#### EXERCISE DETAILS:
From the listing below, pull each line that includes "page".

--- Start of MATERIAL FOR THIS EXERCISE ---

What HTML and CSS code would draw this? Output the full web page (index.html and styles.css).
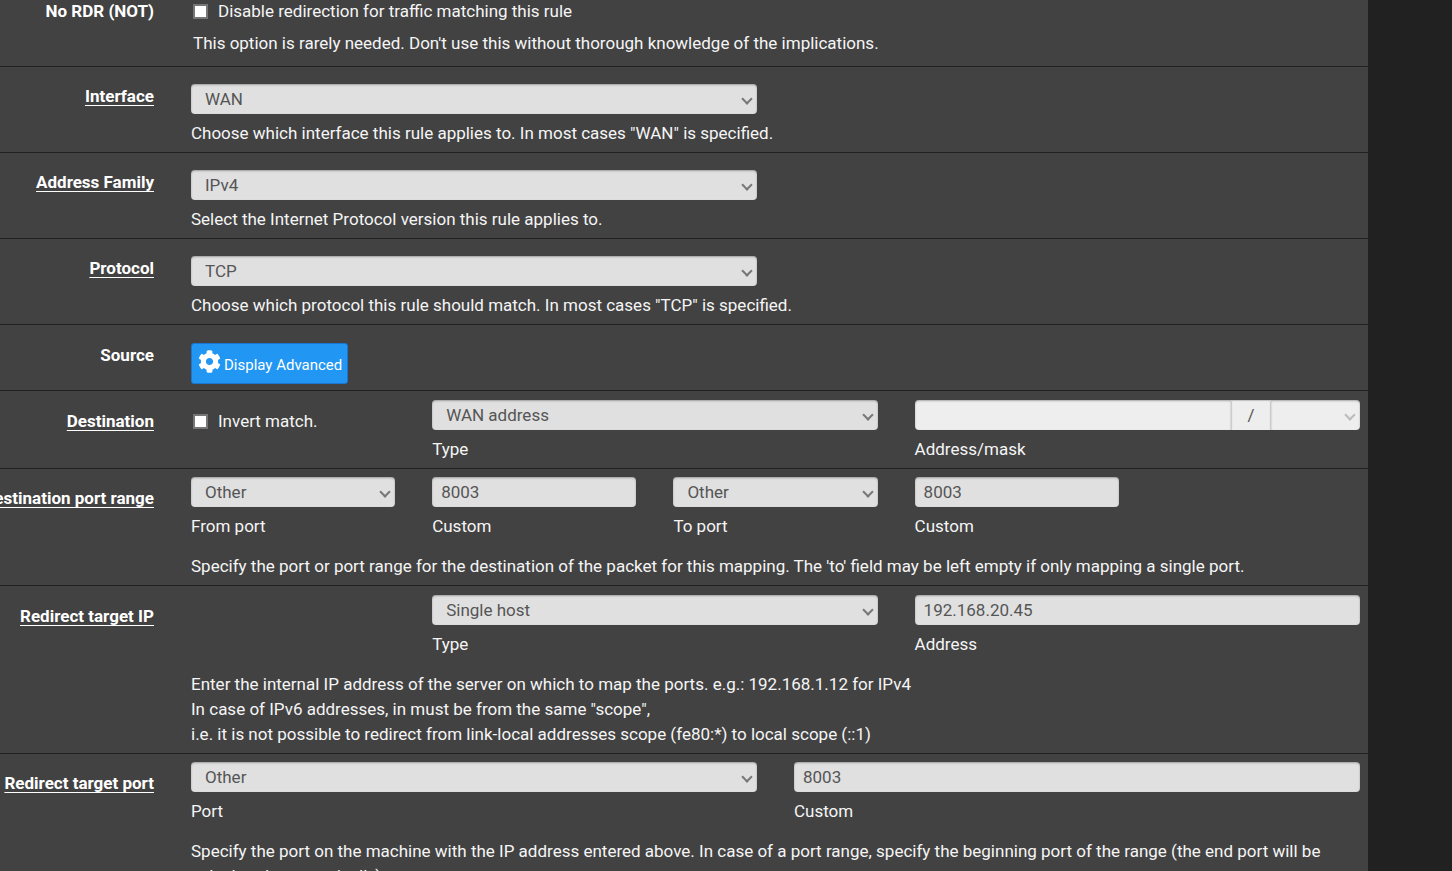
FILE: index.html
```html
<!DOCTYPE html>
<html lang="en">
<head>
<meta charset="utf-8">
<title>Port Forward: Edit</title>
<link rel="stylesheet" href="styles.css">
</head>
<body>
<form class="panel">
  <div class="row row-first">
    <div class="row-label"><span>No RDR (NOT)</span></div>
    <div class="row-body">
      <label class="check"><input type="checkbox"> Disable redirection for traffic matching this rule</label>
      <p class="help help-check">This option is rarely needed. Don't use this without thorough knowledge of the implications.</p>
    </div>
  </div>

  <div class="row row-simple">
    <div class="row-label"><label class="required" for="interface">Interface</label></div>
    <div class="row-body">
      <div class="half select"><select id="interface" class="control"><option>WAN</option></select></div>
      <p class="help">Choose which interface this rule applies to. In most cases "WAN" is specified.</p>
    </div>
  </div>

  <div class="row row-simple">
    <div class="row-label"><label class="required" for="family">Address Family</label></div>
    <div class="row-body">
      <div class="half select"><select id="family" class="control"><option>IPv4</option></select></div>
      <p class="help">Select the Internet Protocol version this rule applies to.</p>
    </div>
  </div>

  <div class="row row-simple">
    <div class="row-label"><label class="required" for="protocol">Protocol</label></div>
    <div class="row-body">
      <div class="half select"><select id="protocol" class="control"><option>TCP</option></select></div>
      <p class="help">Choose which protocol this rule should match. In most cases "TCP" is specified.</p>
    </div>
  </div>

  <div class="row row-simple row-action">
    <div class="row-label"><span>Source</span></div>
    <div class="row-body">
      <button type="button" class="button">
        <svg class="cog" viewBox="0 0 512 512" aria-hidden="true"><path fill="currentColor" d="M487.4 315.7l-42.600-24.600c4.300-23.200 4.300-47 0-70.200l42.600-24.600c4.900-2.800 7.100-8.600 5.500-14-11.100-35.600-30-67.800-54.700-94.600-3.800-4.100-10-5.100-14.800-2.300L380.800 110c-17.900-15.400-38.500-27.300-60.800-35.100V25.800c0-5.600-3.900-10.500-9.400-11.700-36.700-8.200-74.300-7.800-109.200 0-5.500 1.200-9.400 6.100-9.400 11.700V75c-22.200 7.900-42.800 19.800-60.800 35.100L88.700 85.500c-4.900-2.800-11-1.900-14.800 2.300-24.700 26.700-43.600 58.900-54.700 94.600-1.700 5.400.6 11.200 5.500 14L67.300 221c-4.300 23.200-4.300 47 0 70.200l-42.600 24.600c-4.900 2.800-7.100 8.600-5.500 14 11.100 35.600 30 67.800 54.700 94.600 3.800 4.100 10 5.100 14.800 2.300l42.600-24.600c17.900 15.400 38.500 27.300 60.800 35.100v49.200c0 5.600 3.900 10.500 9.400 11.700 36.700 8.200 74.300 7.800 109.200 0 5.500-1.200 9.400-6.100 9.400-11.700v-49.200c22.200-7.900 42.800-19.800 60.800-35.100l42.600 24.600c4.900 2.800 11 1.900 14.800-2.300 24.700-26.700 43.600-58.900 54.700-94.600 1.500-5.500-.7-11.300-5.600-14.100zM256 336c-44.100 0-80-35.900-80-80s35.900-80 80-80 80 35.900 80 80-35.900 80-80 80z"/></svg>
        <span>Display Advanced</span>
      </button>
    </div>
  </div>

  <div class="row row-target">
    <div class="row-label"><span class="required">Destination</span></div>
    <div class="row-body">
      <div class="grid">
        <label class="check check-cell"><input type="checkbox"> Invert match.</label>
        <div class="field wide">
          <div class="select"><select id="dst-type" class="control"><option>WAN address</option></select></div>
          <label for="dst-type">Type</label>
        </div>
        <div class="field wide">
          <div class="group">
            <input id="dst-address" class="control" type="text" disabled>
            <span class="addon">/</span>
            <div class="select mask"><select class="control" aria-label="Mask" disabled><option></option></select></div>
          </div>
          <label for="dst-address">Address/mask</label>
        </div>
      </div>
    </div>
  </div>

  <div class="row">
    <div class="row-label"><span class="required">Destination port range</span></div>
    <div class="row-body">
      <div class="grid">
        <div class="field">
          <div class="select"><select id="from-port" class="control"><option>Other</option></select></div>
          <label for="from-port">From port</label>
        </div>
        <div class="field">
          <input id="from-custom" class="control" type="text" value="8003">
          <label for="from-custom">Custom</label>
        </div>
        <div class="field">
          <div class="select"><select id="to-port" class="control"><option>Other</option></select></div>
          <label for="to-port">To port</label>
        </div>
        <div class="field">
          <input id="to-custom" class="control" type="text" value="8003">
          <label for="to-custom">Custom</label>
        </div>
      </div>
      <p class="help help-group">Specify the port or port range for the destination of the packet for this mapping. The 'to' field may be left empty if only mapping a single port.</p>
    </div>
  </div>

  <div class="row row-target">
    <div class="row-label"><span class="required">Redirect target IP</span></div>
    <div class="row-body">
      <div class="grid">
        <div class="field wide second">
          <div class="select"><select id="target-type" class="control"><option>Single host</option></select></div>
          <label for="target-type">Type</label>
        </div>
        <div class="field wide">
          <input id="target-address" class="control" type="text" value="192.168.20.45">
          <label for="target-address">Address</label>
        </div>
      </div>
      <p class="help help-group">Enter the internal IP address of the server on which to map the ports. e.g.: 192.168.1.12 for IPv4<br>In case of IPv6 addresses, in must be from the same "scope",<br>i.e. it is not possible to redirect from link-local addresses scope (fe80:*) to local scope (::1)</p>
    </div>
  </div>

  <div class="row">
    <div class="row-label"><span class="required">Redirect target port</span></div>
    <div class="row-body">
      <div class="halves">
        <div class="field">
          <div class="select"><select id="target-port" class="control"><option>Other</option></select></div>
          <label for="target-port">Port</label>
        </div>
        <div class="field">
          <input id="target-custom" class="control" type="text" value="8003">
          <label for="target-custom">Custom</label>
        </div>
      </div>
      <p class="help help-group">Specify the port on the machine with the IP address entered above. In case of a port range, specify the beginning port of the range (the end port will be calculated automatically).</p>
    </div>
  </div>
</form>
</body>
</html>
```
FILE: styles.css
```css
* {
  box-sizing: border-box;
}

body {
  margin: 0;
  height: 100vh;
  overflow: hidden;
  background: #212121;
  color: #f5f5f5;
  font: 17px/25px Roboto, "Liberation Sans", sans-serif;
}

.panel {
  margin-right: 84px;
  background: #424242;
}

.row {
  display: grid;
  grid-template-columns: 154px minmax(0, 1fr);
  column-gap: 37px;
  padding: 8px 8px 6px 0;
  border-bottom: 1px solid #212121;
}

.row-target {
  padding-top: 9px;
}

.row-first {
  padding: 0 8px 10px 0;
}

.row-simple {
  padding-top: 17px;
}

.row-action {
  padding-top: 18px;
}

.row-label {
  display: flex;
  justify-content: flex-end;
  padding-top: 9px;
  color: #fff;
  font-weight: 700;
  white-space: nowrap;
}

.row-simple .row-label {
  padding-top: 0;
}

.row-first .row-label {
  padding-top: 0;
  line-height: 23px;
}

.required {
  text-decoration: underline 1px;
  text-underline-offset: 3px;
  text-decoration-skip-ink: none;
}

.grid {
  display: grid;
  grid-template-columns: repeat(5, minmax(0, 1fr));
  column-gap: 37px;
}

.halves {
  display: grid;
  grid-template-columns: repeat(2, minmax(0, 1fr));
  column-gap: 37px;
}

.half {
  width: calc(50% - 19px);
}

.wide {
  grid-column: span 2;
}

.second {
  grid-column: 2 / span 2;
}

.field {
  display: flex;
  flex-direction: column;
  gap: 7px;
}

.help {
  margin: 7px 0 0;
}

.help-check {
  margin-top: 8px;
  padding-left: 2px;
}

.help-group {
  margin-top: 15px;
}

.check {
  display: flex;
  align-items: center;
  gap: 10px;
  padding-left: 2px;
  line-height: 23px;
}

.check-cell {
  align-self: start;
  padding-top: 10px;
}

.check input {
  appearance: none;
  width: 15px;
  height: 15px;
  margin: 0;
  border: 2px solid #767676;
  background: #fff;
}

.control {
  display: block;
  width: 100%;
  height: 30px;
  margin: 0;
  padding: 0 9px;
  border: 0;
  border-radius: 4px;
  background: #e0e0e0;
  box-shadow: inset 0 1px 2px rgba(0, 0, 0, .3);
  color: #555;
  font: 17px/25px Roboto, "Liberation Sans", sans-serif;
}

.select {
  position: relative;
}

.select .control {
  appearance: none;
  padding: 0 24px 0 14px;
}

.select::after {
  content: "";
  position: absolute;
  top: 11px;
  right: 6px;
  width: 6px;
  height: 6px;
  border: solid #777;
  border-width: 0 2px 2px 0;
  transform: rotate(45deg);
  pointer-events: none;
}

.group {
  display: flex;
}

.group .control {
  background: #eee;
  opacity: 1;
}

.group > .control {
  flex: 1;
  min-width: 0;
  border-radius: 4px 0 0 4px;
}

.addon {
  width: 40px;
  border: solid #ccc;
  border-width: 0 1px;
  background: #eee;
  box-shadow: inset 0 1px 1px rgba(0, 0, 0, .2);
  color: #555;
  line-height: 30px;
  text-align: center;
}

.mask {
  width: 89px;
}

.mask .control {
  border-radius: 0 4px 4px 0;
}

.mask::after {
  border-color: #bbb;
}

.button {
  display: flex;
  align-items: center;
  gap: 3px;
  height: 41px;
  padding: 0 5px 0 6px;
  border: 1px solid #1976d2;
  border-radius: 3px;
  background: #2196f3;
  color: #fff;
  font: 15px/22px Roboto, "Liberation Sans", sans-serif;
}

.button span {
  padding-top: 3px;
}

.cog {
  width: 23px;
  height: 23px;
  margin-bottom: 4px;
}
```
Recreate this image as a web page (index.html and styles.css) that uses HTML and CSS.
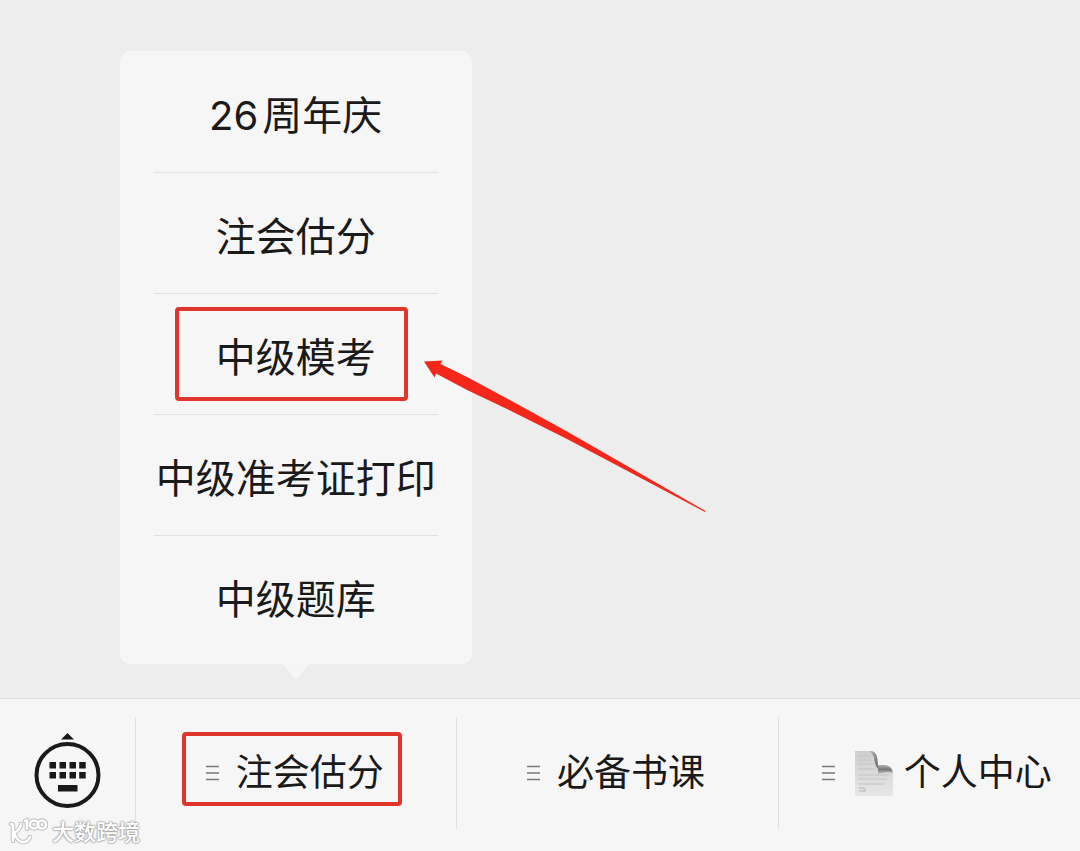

--- End of MATERIAL FOR THIS EXERCISE ---

#### REPLY TO THE EXERCISE:
What HTML and CSS code would draw this? Output the full web page (index.html and styles.css).
Recreate this image as a web page (index.html and styles.css) that uses HTML and CSS.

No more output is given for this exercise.